Luke de Pulford is a political adviser. He lives and works in Westminster.
Finally the International Community is waking up to ISIS’s bloody rampage in Northern Iraq. Until this point, with the notable exception of France, the world’s governments and media have kept an unconscionable silence.
And what were they ignoring? More than two months ago, the city of Mosul was emptied of its Christians. According to reports, there is not a single Christian left in Mosul, a town which once had a thriving Christian population of 60,000. Residents were told to convert to Islam or face the sword after the offer to pay heavy taxes expired in mid-July.
It’s a similar story in Qaraqosh, a Christian town of 50,000, whose residents have fled to Kurdistan or further afield in an effort to avoid being butchered by ISIS’s death-crazed fanatics. As I write, the Yazidi community wait atop Mount Sinjar for death either by dehydration or at the hands of an ISIS machete.
If you think that language hyperbolic, see how you feel after you have seen this, this or this (warning: extremely graphic images) or watch this interview with a Chaldean Christian who reports: “children are being beheaded, mothers are being raped and killed, and fathers are being hung.”

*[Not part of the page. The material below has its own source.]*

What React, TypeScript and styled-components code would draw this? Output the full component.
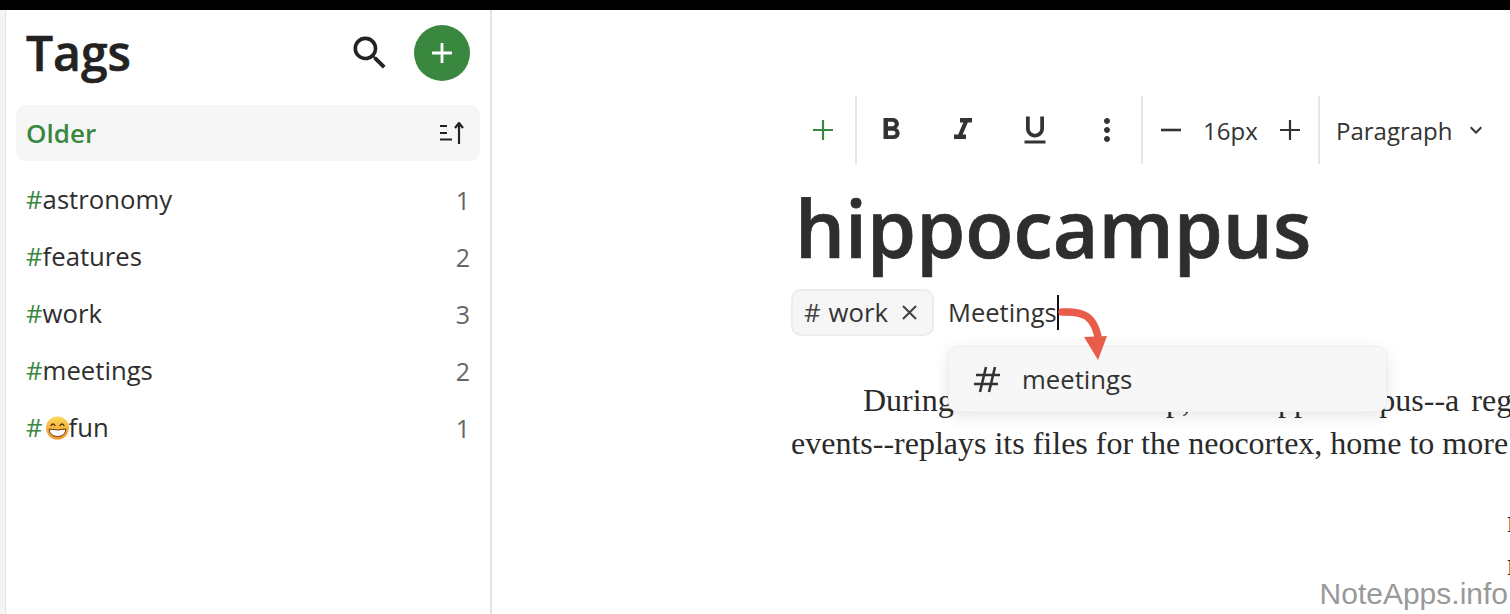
import React from "react";
import styled, { createGlobalStyle } from "styled-components";
import { MdFormatBold, MdFormatItalic, MdFormatUnderlined, MdMoreVert, MdSearch, MdKeyboardArrowDown, MdAdd, MdClose } from "react-icons/md";

const Global = createGlobalStyle`
  html, body { margin: 0; padding: 0; height: 100%; overflow: hidden; background: #fff; }
  #root { height: 100%; }
  * { box-sizing: border-box; }
`;

const green = "#3a873f";
const ink = "#2b2b2b";

const Page = styled.div`
  position: relative;
  width: 1510px;
  height: 614px;
  overflow: hidden;
  font-family: "Open Sans", sans-serif;
  color: ${ink};
  background: #fff;
  display: flex;
  flex-direction: column;
`;
const TopStrip = styled.div`
  height: 10px;
  flex: none;
  background: #000;
`;
const Body = styled.div`
  flex: 1;
  display: flex;
  min-height: 0;
`;
const Rail = styled.div`
  width: 6px;
  flex: none;
  background: #f4f4f4;
  border-right: 1px solid #e4e4e4;
`;
const Sidebar = styled.aside`
  width: 486px;
  flex: none;
  border-right: 2px solid #e4e4e4;
  padding: 15px 10px 0 10px;
  display: flex;
  flex-direction: column;
`;
const SideHeader = styled.header`
  height: 56px;
  display: flex;
  align-items: center;
  padding-left: 10px;
  padding-right: 10px;
`;
const Title = styled.h1`
  margin: 0;
  font-size: 48px;
  font-weight: 600;
  -webkit-text-stroke: 0.6px #222;
  line-height: 56px;
  color: #222;
  flex: 1;
`;
const SearchIcon = styled(MdSearch)`
  font-size: 44px;
  color: #222;
  margin-right: 22px;
`;
const AddCircle = styled.div`
  width: 56px;
  height: 56px;
  border-radius: 50%;
  background: ${green};
  color: #fff;
  display: flex;
  align-items: center;
  justify-content: center;
  font-size: 34px;
`;
const SortRow = styled.div`
  margin-top: 24px;
  height: 56px;
  border-radius: 10px;
  background: #f6f6f6;
  display: flex;
  align-items: center;
  justify-content: space-between;
  padding: 0 16px 0 10px;
`;
const SortLabel = styled.span`
  font-size: 26px;
  font-weight: 600;
  color: ${green};
`;
const TagList = styled.ul`
  list-style: none;
  margin: 10px 0 0;
  padding: 0;
`;
const TagRow = styled.li`
  height: 57px;
  display: flex;
  align-items: center;
  justify-content: space-between;
  padding: 0 10px 0 10px;
  font-size: 25.7px;
  color: #2e2e2e;
`;
const TagName = styled.span`
  display: inline-flex;
  align-items: center;
`;
const Hash = styled.span`
  color: ${green};
`;
const Count = styled.span`
  color: #666;
  font-size: 25px;
  padding-top: 1px;
`;
const Main = styled.main`
  flex: 1;
  min-width: 0;
  padding: 86px 0 0 299px;
  display: flex;
  flex-direction: column;
  overflow: hidden;
`;
const Toolbar = styled.div`
  display: flex;
  align-items: center;
  height: 68px;
  width: 719px;
  color: #333;
`;
const ToolGroup = styled.div<{ $w: number; $pad: number; $gap: number; $last?: boolean }>`
  width: ${(p) => p.$w}px;
  flex: none;
  height: 68px;
  display: flex;
  align-items: center;
  padding-left: ${(p) => p.$pad}px;
  gap: ${(p) => p.$gap}px;
  border-right: ${(p) => (p.$last ? "none" : "2px solid #e6e6e6")};
`;
const ToolIcon = styled.span<{ $size?: number }>`
  display: inline-flex;
  font-size: ${(p) => p.$size ?? 36}px;
  color: #333;
`;
const SizeText = styled.span`
  font-size: 24px;
  color: #333;
`;
const BlockLabel = styled.span`
  font-size: 24px;
  color: #333;
`;
const DocTitle = styled.h2`
  margin: 10px 0 0 4px;
  font-size: 78.9px;
  font-weight: 600;
  -webkit-text-stroke: 0.7px #2e2e2e;
  line-height: 108px;
  color: #2e2e2e;
  white-space: nowrap;
`;
const TagLine = styled.div`
  position: relative;
  display: flex;
  align-items: center;
  height: 47px;
  margin-top: 7px;
`;
const Chip = styled.div`
  width: 143px;
  height: 47px;
  flex: none;
  border: 2px solid #ececec;
  border-radius: 10px;
  background: #f6f6f6;
  display: flex;
  align-items: center;
  padding-left: 11px;
  font-size: 25.7px;
  color: #333;
`;
const ChipHash = styled.span`
  margin-right: 8px;
  color: #444;
`;
const ChipClose = styled(MdClose)`
  margin-left: 9px;
  font-size: 25px;
  color: #444;
`;
const TagInput = styled.div`
  margin-left: 14px;
  font-size: 25.5px;
  color: #333;
  border-right: 2px solid #111;
  line-height: 35px;
  height: 35px;
`;
const Arrow = styled.svg`
  position: absolute;
  left: 266px;
  top: 16px;
  width: 64px;
  height: 60px;
  z-index: 3;
`;
const Menu = styled.div`
  position: absolute;
  left: 157px;
  top: 57px;
  width: 439px;
  height: 66px;
  background: #f7f7f7;
  border: 1px solid #eee;
  border-radius: 10px;
  box-shadow: 0 4px 16px rgba(0, 0, 0, 0.1);
  display: flex;
  align-items: center;
  padding-left: 24px;
  font-size: 25.7px;
  color: #333;
  z-index: 2;
`;
const MenuText = styled.span`
  margin-left: 21px;
`;
const Prose = styled.div`
  margin-top: 43px;
  width: 1100px;
  font-family: "Liberation Serif", serif;
  font-size: 32px;
  line-height: 43px;
  color: #2a2a2a;
  white-space: nowrap;
`;
const Indent = styled.div`
  padding-left: 72px;
  word-spacing: 4px;
`;
const Verse = styled.div`
  padding-left: 716px;
`;
const VerseBlock = styled.div`
  margin-top: 35px;
`;
const Watermark = styled.div`
  position: absolute;
  right: 2px;
  bottom: 3px;
  font-family: "Liberation Sans", sans-serif;
  font-size: 30px;
  color: #999;
  z-index: 4;
`;

const LinePlus = ({ color = "#333" }: { color?: string }) => (
  <svg width="20" height="20" viewBox="0 0 20 20" fill="none" stroke={color} strokeWidth="2.200">
    <path d="M0 10h20M10 0v20" />
  </svg>
);
const LineMinus = () => (
  <svg width="20" height="20" viewBox="0 0 20 20" fill="none" stroke="#333" strokeWidth="2.600">
    <path d="M0 10h20" />
  </svg>
);
const SortIcon = () => (
  <svg width="24" height="22" viewBox="0 0 24 22" fill="none" stroke="#222" strokeWidth="2.200">
    <path d="M0 4h7M0 11h7M0 17.500h12" />
    <path d="M19 22V1M15 6l4-5 4 5" />
  </svg>
);
const HashGlyph = () => (
  <svg width="28" height="28" viewBox="0 0 28 28" fill="none" stroke="#333" strokeWidth="2.600">
    <path d="M3 10h24M1 19h24M13 2L7 27M22 2L16 27" />
  </svg>
);
const Grin = () => (
  <svg width="26" height="26" viewBox="0 0 26 26">
    <defs>
      <linearGradient id="g" x1="0" y1="0" x2="0" y2="1">
        <stop offset="0" stopColor="#fbd75a" />
        <stop offset="1" stopColor="#ef9428" />
      </linearGradient>
    </defs>
    <circle cx="14.500" cy="13" r="11.500" fill="url(#g)" />
    <path d="M8 10.500q2-3 4 0M17 10.500q2-3 4 0" fill="none" stroke="#4a3210" strokeWidth="1.300" strokeLinecap="round" />
    <path d="M6 14q8.500 2 17 0q-1 7.500-8.500 7.500t-8.500-7.500z" fill="#fff" stroke="#6b3e10" strokeWidth="1" />
  </svg>
);

const tags: { name: React.ReactNode; count: number }[] = [
  { name: "astronomy", count: 1 },
  { name: "features", count: 2 },
  { name: "work", count: 3 },
  { name: "meetings", count: 2 },
  { name: <><Grin />fun</>, count: 1 },
];

export default function App() {
  return (
    <Page>
      <Global />
      <TopStrip />
      <Body>
        <Rail />
        <Sidebar>
          <SideHeader>
            <Title>Tags</Title>
            <SearchIcon />
            <AddCircle><MdAdd /></AddCircle>
          </SideHeader>
          <SortRow>
            <SortLabel>Older</SortLabel>
            <SortIcon />
          </SortRow>
          <TagList>
            {tags.map((t, i) => (
              <TagRow key={i}>
                <TagName><Hash>#</Hash>{t.name}</TagName>
                <Count>{t.count}</Count>
              </TagRow>
            ))}
          </TagList>
        </Sidebar>
        <Main>
          <Toolbar>
            <ToolGroup $w={66} $pad={22} $gap={0}><LinePlus color={green} /></ToolGroup>
            <ToolGroup $w={286} $pad={16} $gap={36}>
              <ToolIcon><MdFormatBold /></ToolIcon>
              <ToolIcon><MdFormatItalic /></ToolIcon>
              <ToolIcon><MdFormatUnderlined /></ToolIcon>
              <ToolIcon><MdMoreVert /></ToolIcon>
            </ToolGroup>
            <ToolGroup $w={177} $pad={18} $gap={22}>
              <LineMinus />
              <SizeText>16px</SizeText>
              <LinePlus />
            </ToolGroup>
            <ToolGroup $w={190} $pad={16} $gap={11} $last>
              <BlockLabel>Paragraph</BlockLabel>
              <ToolIcon $size={24}><MdKeyboardArrowDown /></ToolIcon>
            </ToolGroup>
          </Toolbar>
          <DocTitle>hippocampus</DocTitle>
          <TagLine>
            <Chip><ChipHash>#</ChipHash>work<ChipClose /></Chip>
            <TagInput>Meetings</TagInput>
            <Arrow viewBox="0 0 64 60">
              <path d="M5 7 C26 6 38 10 42 37" fill="none" stroke="#e85c4a" strokeWidth="7.500" strokeLinecap="round" />
              <path d="M27 32 L50 31 L41 55 Z" fill="#e85c4a" />
            </Arrow>
            <Menu>
              <HashGlyph />
              <MenuText>meetings</MenuText>
            </Menu>
          </TagLine>
          <Prose>
            <Indent>During slow-wave sleep, the hippocampus--a region of the</Indent>
            <div>events--replays its files for the neocortex, home to more of our</div>
            <VerseBlock>
              <Verse>memory</Verse>
              <Verse>recall</Verse>
            </VerseBlock>
          </Prose>
        </Main>
      </Body>
      <Watermark>NoteApps.info</Watermark>
    </Page>
  );
}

Amazingly, more than two months after Mosul, and despite encouragement from the Iraqi Government, Middle-Eastern bishops, British MPs and even the recently retired former Head of Policy at the Foreign Office, no one – not a single solitary voice – at the Foreign Office itself has thought the situation serious enough to condemn by name the ongoing massacre and expulsion of Christians from Mosul or Qaragosh.
Here are some reasons that the Foreign Office must develop a much more robust response, and soon.
- Estimates are that up to 700 UK citizens are fighting for ISIS. These UK citizens are amongst those who are attempting to cleanse Iraq of its religious minorities. Some of their number could be beheading children, if reports of that practice are to be believed. If the UK Government does not have an opinion on its citizens beheading religious minorities in other countries, then it really ought to pack up and go home.
- This crisis is partly of our own making. Like it or not, we contributed to the political instability of Iraq, which has enabled ISIS to occupy huge swathes of the country. Academics and commentators will argue about to what extent the coalition invasion of Iraq catalysed the rise of ISIS. At the very least, we have to admit some responsibility for the swiftness and efficiency with which ISIS has been able to command control of so much of Iraq, taking advantage of the war-weakened or embryonic infrastructure in order to impose their murderous caliphate. We cannot turn a blind eye to suffering that we have played a major part in enabling.
- Action is needed to quiet the increasingly legitimate criticism that the Foreign Office has a problem denouncing human rights abuses against Christians. Even now, months after the systematic expulsion and killing of Christians began in Mosul, no specific condemnation has been forthcoming. Until Tobias Ellwood’s slightly better statement on Thursday (which still fails to acknowledge overwhelmingly predominant anti-Christian violence in Mosul and Qaragosh), the only line on this was a deeply pathetic, politically correct tweet from Hugo Swire last month which is worth quoting in all its vacuous glory:
“FCO Orals exchange on freedom of religion. Persecution not limited to single region or faith. UK challenging intolerance from #Sudan to #DPRK”.
- Christians are apparently now the most persecuted people on earth. What manner of depravity needs to afflict Christians in northern Iraq before officials at the Foreign Office see fit to denounce it by name? Following America’s lead, we have been quick to condemn the awful humanitarian crisis of the Yazidis. Why not the months of predominantly anti-Christian slaughter that preceded it?
- The Foreign Office needs to justify its cost and operational breadth. We keep hearing about the pride with which it cherishes the reach of its diplomatic service, comprising at least 280 posts. Yet it was not until Obama had announced airstrikes and the BBC had reported on the President’s statement that any decent comment could be extracted from our Government about Iraq’s summer of unimaginable, depraved cruelty. One could be forgiven for wondering who is leading the Foreign Office, or why on earth we are maintaining this service, at great cost, if its statements and action are going to be dictated to by the top three stories on BBC News, two months after a full-blown humanitarian crisis has become apparent? These questions ought to give rise to some serious reflection in King Charles Street. I sincerely hope that they have already occurred to Philip Hammond.
- Lastly, there is an opportunity to give some substance to the claim that “values underpin our foreign policy”, as the Foreign Office never tires of saying. This grandiose claim might have a little more credibility if we were to show some basic human decency to Iraqis who face conversion or the sword by following France’s lead in offering them political asylum. In a tragedy of this scale and severity, anything less is an extension of the shameful silence which, so far, has characterised the UK’s response.
Like Rwanda, Srebrenica and Cambodia, Iraq in 2014 will be remembered both for unspeakable crimes against humanity and the failure of international governments to prevent catastrophic loss of life. The UK now has to decide which side of history it wants to be on, for the sake of the Iraqi people.